Cocaine is associated with increases in extracellular dopamine in a euphoric rush.
Ethanol acts on the NMDA receptors in GABA levels, and it's associated with depressed neuronal activity and sedation.
MDMA can act on the synaptic vesicle storage area of the monoamine transporters and then the turn can increase levels of noradrenaline and dopamine.

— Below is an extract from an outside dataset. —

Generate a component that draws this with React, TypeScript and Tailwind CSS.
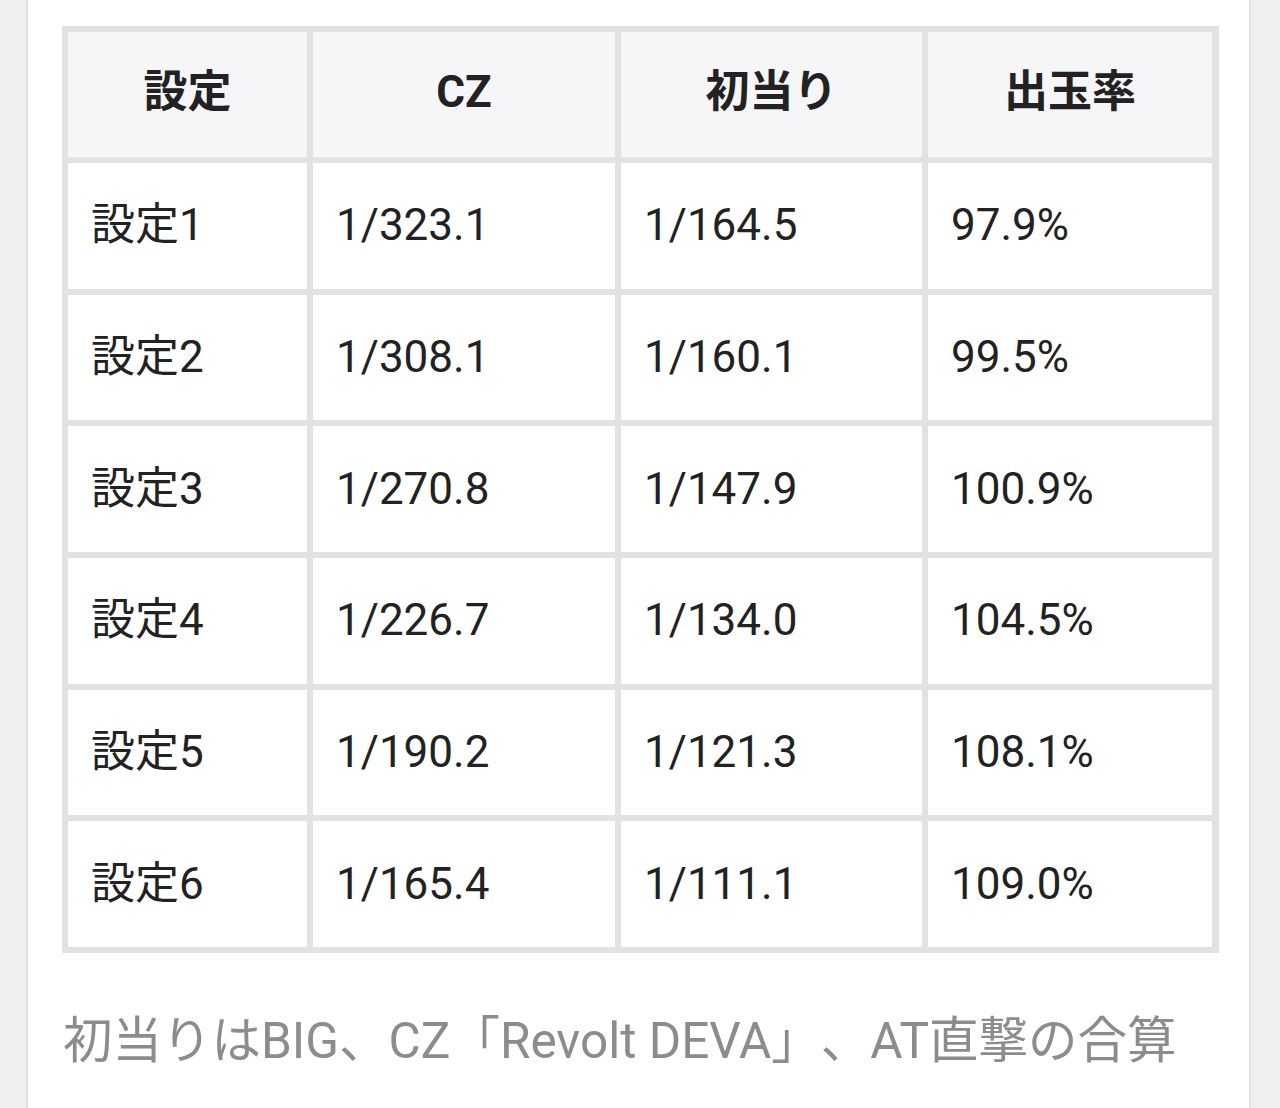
const rows = [
  { label: '設定1', cz: '1/323.1', first: '1/164.5', rate: '97.9%' },
  { label: '設定2', cz: '1/308.1', first: '1/160.1', rate: '99.5%' },
  { label: '設定3', cz: '1/270.8', first: '1/147.9', rate: '100.9%' },
  { label: '設定4', cz: '1/226.7', first: '1/134.0', rate: '104.5%' },
  { label: '設定5', cz: '1/190.2', first: '1/121.3', rate: '108.1%' },
  { label: '設定6', cz: '1/165.4', first: '1/111.1', rate: '109.0%' },
];

const headers = ['設定', 'CZ', '初当り', '出玉率'];

export default function App() {
  return (
    <div
      className="min-h-[1108px] bg-[#efefef] pl-[26px]"
      style={{ fontFamily: 'Roboto, "Noto Sans CJK JP", sans-serif' }}
    >
      <div className="min-h-[1108px] w-[1225px] border-x-2 border-[#e3e3e3] bg-white pl-[34px] pt-[26px]">
        {/* spec table */}
        <div className="grid w-[1157px] grid-cols-[239px_302px_301px_284px] gap-[6px] bg-[#e2e2e2] p-[6px]">
          {headers.map((h) => (
            <div
              key={h}
              className="flex h-[125px] items-center justify-center bg-[#f6f6f8] pb-[5px] text-[44px] font-bold text-[#222222]"
            >
              {h}
            </div>
          ))}
          {rows.map((r) => (
            <div key={r.label} className="contents">
              {[r.label, r.cz, r.first, r.rate].map((v, i) => (
                <div
                  key={i}
                  className="flex h-[125.67px] items-center bg-white pb-[1px] pl-[23px] text-[44px] text-[#222222]"
                >
                  {v}
                </div>
              ))}
            </div>
          ))}
        </div>

        <p className="mt-[51px] pl-[1px] text-[49.5px] leading-[74px] text-[#8c8c8c] [text-spacing-trim:space-all]">
          初当りはBIG、CZ「Revolt DEVA」、AT直撃の合算
        </p>
      </div>
    </div>
  );
}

The opioids acting on the mu receptor, which are associated with decreased levels of cyclic AMP and decreased excitability and neurotransmitter release which is associated with respiratory depression dependence, analgesia and anti anxiety effects
Category | 2019 | 2022-2023 | Trend |
---|---|---|---|
Daily Smoking | Decreased | Decreased | Decrease |
E-cigarette Use | Increased | Increased | Increase |
Risky Alcohol Consumption (F) | Increased | Increased | Increase |
Risky Alcohol Consumption (M) | Decreased | Decreased | Decrease |
Cannabis Use | No change | No change | No change |
Cocaine Use | No Change | No Change | No Change |
Hallucigen Use | small | increase | Increase |
Ecstasy Use | small | decrease | Decrease |
Pain Relievers/Opioids Use | N/A | Decreased | Decrease |
Ketamine Use | N/A | Increased | Increase |
Meth/Amphetamine Use | N/A | 1% | Small |
Psychoactive drugs: Substances affecting mental processes (perception, consciousness, cognition, mood, emotion).
Include psychomotor stimulants, depressants, psychedelics, and dissociative drugs.
Most are subject to substance abuse; some have medicinal properties.
Substances of abuse have wide-ranging behavioral, biochemical, and toxic consequences, particularly on the brain due to their impact on neurotransmission.